The Kurdish administration in northeastern Syria asked the residents to defend the region against a Turkish assault believed to be imminent, according to the Agence France-Presse.

"We announce three days of general mobilization in northern and eastern Syria," the administration said in a statement, urging all civilians to "head to the border with Turkey to fulfill their duty".

The local authority, the Autonomous Administration of North and East Syria, called on the international community to live up to its responsibilities as "a humanitarian catastrophe might befall our people" in northeastern Syria.

US President Donald Trump abruptly announced on Sunday that the US military "will not support or be involved in" an expected military operation by Turkey in northern Syria, and US forces "would no longer be in the immediate area".

Fahrettin Altun, communication director for Turkish President Recep Tayyip Erdogan, said on Wednesday that fighters from the Kurds' People's Protection Units, or YPG, could either defect to Turkey or Ankara would have to "stop them from disrupting" Turkey's struggle against the Islamic State militants, Reuters reported.

"Turkey has no ambition in northeastern Syria except to neutralize a long-standing threat against Turkish citizens and to liberate the local population from the yoke of armed thugs," Altun wrote in a Tuesday column for The Washington Post.

Turkey's Demiroren news agency said the Free Syrian Army, a Syrian rebel group, traveled from northwestern Syria to Turkey in preparation for the incursion in Syria's northeast.

Meanwhile, the Syrian Democratic Forces, or SDF, led by the YPG, said Turkish forces were already attacking near the border.

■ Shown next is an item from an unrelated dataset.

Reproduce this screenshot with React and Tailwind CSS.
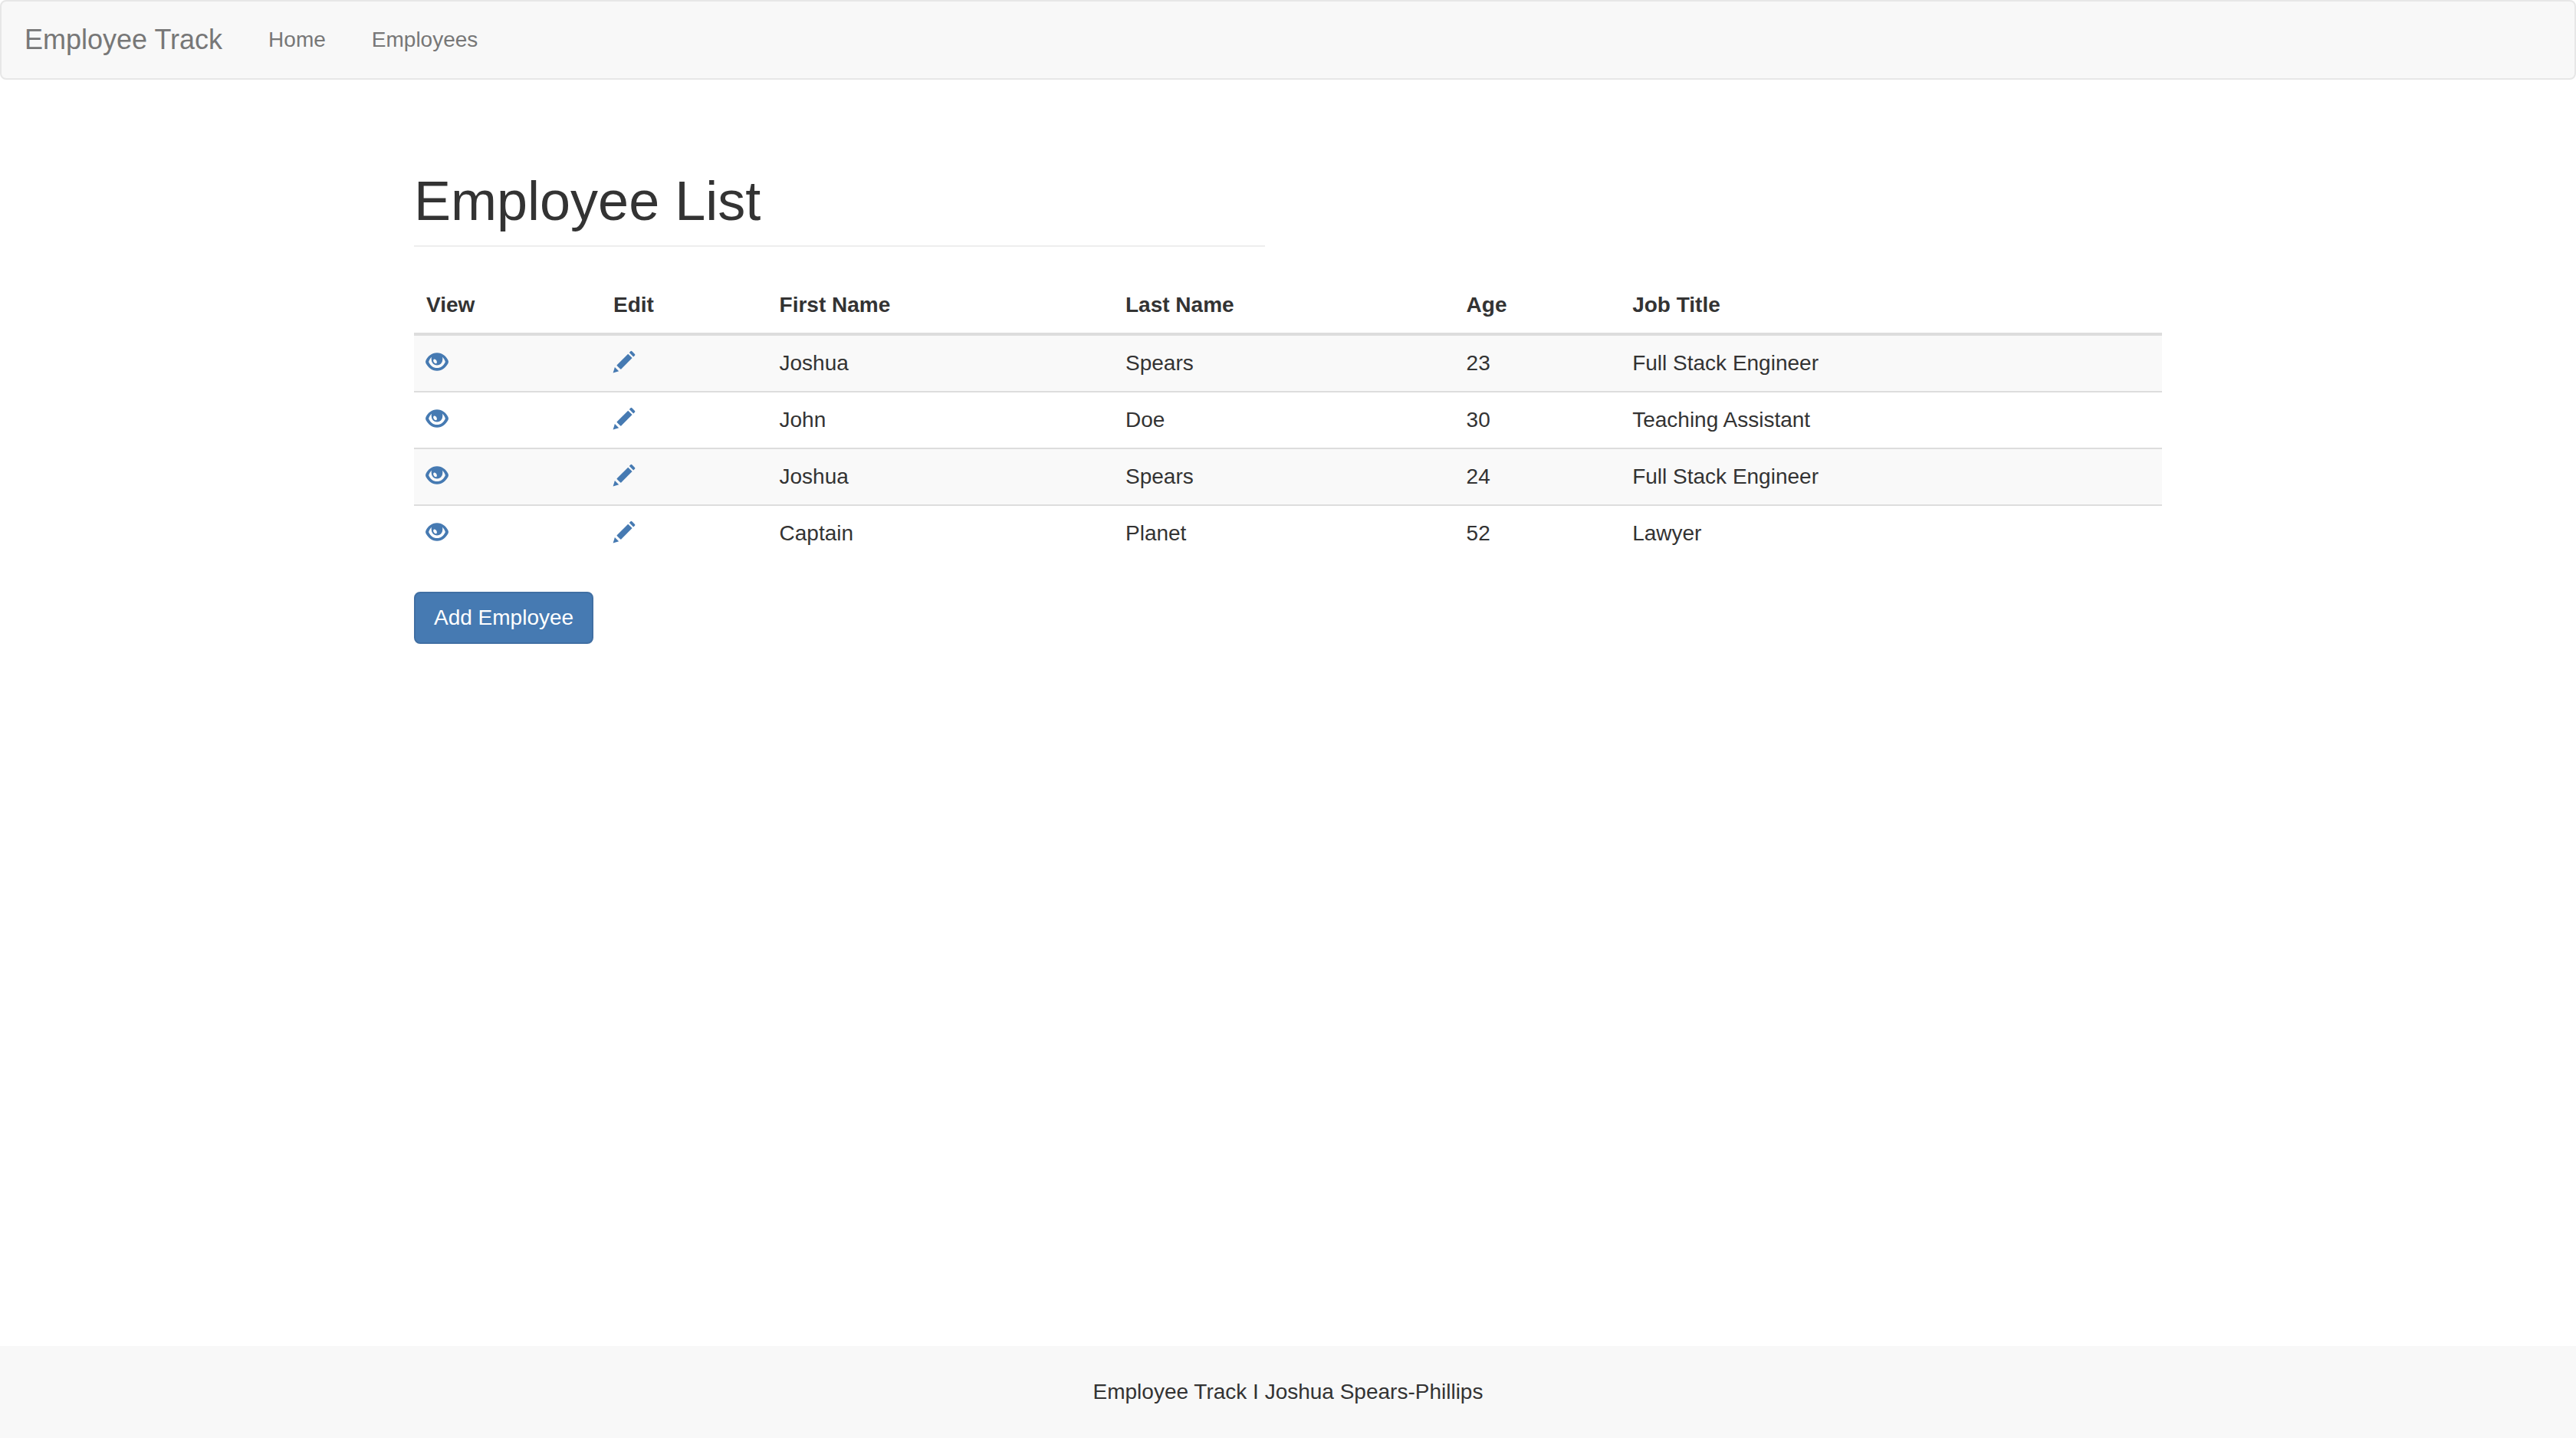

The Syrian Kurdish fighters are viewed as terrorists by Turkey as they are affiliated with Turkey's outlawed Kurdistan Workers' Party, which has waged a 35-year-long battle for autonomy within Turkey.

The SDF forces control the east of the Euphrates River in northern Syria, and have been a key partner of the United States in the fight against the Islamic State group.

Li Weijian, a researcher at Shanghai Institutes for International Studies, said: "Ankara is afraid that the Kurds in Turkey will connect with the Syrian Kurds."

"The Turks will definitely seize the opportunity to cut the tie between the two groups of Kurds, because the US withdrawal from Syria left the issue to Turkey."

On Monday, Erdogan said US troops had started to withdraw after a phone call he had with Trump, adding that talks between Turkish and US officials on the matter would continue.

In Moscow, Russia Foreign Minister Sergei Lavrov said on Wednesday that Syria's territorial integrity must be preserved, Reuters reported.